A. If I can respond to my troubles with thankfulness and praise, then I open my life up to God’s Spirit, who can pour God’s love into my heart.

At the very center of our experience as Christians is the knowledge that we are loved by God.

B. In Victor Hugo’s great book, Les Miserables, Hugo writes, “The supreme happiness of life is the conviction that we are loved; loved for ourselves—say rather, loved in spite of ourselves” (Book 1, chapter 4).

But as wonderful as it is to be loved by another human being, it is even more wonderful to have the conviction that we are loved by God.
To have the conviction that you are one of God’s treasures, that Jesus loves you so much that he endured death for you, and that he loves you still, even though you are a flawed and sinful and broken human being, and that he will love you to the endif you can be convinced of that, there is nothing better in all the world.

C. A young pastor visited one of his elderly parishioners. She was old and very poor. She lived in a shack. It stank. The windows were few, dirty, and cracked. She had lost her husband and both of her children.

Her pastor didn’t know what to say. So he asked her, “What can I do for you, Mrs. Jones?”
“Pray with me, pastor,” she said, and added, in a way that the pastor would never forget, “…and let it all be praise.”

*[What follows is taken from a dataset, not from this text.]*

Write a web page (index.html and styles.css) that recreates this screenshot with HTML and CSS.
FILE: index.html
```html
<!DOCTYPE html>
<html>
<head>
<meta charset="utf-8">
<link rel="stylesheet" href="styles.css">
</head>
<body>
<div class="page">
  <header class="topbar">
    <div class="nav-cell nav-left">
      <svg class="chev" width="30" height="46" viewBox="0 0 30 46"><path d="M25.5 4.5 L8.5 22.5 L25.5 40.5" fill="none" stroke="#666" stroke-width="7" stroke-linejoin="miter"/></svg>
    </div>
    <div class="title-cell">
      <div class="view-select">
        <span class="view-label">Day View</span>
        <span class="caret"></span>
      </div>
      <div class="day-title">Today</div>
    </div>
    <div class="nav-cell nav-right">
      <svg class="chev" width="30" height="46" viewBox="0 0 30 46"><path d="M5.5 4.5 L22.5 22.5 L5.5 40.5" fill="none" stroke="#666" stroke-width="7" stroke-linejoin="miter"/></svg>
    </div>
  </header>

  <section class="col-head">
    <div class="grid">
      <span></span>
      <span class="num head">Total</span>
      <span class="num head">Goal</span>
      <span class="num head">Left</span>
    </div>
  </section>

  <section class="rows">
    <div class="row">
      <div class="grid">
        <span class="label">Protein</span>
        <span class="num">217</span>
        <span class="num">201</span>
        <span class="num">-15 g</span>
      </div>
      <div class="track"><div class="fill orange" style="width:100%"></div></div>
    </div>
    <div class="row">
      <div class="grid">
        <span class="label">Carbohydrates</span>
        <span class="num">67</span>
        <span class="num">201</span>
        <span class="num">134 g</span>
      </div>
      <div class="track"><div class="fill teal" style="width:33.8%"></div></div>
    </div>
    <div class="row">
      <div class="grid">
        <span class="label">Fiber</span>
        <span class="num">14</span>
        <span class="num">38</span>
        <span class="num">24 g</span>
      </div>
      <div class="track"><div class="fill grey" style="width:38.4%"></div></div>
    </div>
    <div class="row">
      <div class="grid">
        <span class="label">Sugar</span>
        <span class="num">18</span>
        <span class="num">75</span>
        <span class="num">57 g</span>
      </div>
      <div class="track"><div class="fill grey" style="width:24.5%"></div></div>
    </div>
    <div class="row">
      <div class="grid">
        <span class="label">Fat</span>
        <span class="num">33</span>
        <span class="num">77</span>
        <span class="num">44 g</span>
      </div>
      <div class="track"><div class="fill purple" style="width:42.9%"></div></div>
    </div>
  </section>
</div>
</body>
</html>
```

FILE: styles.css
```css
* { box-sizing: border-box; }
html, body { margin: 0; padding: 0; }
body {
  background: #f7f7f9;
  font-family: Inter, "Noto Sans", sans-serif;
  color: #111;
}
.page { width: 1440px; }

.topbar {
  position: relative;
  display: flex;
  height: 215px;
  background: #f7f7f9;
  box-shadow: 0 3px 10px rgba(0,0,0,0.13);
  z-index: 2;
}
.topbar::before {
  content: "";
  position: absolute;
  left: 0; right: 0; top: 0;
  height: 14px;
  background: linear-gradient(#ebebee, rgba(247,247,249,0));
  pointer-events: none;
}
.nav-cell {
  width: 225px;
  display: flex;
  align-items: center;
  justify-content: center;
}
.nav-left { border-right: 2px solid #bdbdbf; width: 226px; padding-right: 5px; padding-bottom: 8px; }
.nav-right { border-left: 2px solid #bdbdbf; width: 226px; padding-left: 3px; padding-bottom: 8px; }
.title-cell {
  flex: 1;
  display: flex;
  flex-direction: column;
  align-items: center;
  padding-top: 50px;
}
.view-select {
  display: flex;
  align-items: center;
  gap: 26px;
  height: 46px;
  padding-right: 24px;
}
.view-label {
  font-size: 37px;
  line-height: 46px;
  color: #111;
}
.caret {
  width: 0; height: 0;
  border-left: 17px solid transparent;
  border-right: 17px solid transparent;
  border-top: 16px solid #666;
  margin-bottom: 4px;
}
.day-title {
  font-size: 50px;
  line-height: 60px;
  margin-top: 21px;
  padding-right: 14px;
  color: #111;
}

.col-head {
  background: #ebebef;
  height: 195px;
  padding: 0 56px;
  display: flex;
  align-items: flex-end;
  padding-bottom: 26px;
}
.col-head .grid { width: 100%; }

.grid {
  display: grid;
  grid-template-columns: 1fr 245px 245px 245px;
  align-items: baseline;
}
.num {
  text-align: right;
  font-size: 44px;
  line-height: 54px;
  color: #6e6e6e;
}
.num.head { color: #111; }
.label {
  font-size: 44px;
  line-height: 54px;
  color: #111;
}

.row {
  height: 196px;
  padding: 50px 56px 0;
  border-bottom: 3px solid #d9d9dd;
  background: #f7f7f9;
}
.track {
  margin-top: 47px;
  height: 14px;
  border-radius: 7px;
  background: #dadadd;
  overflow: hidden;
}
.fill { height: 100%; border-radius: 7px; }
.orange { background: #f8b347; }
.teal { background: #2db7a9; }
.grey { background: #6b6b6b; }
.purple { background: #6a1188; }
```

D. The greatest thing in the world is to have God’s love poured into your heart:
…to have the assurance that God loves you…
…to have the assurance that God loves you—and will never let you go.

CONCLUSION

Sometimes it just doesn’t turn out right.
Don’t think there’s an answer for all our questions—not in the Bible or anywhere else.
But Jesus said, Come to me, all who labor and are heavy laden, and I will give you rest.”
Come to Jesus every day—in the morning, during the day, in the evening, and in the watches of the night—and bring to him your anxieties…your pains…your disappointments.

I often use a prayer that contains these words:

Give me grace, I beseech thee,
to understand the meaning of such afflictions and disappointments
as I myself am called upon to endure.
Deliver me from all fretfulness.
Let me be wise to draw from every disposition of thy providence
the lesson thou art minded to teach me.
Give me a stout heart to bear my own burdens.
Give me a willing heart to bear the burdens of others.
And give me a believing heart to cast all burdens upon thee.
(John Baillie, Diary of Private Prayer, day 27, morning)

Give your troubles to Jesus—and ask him to use them for his glory …for your good…and to help you serve others.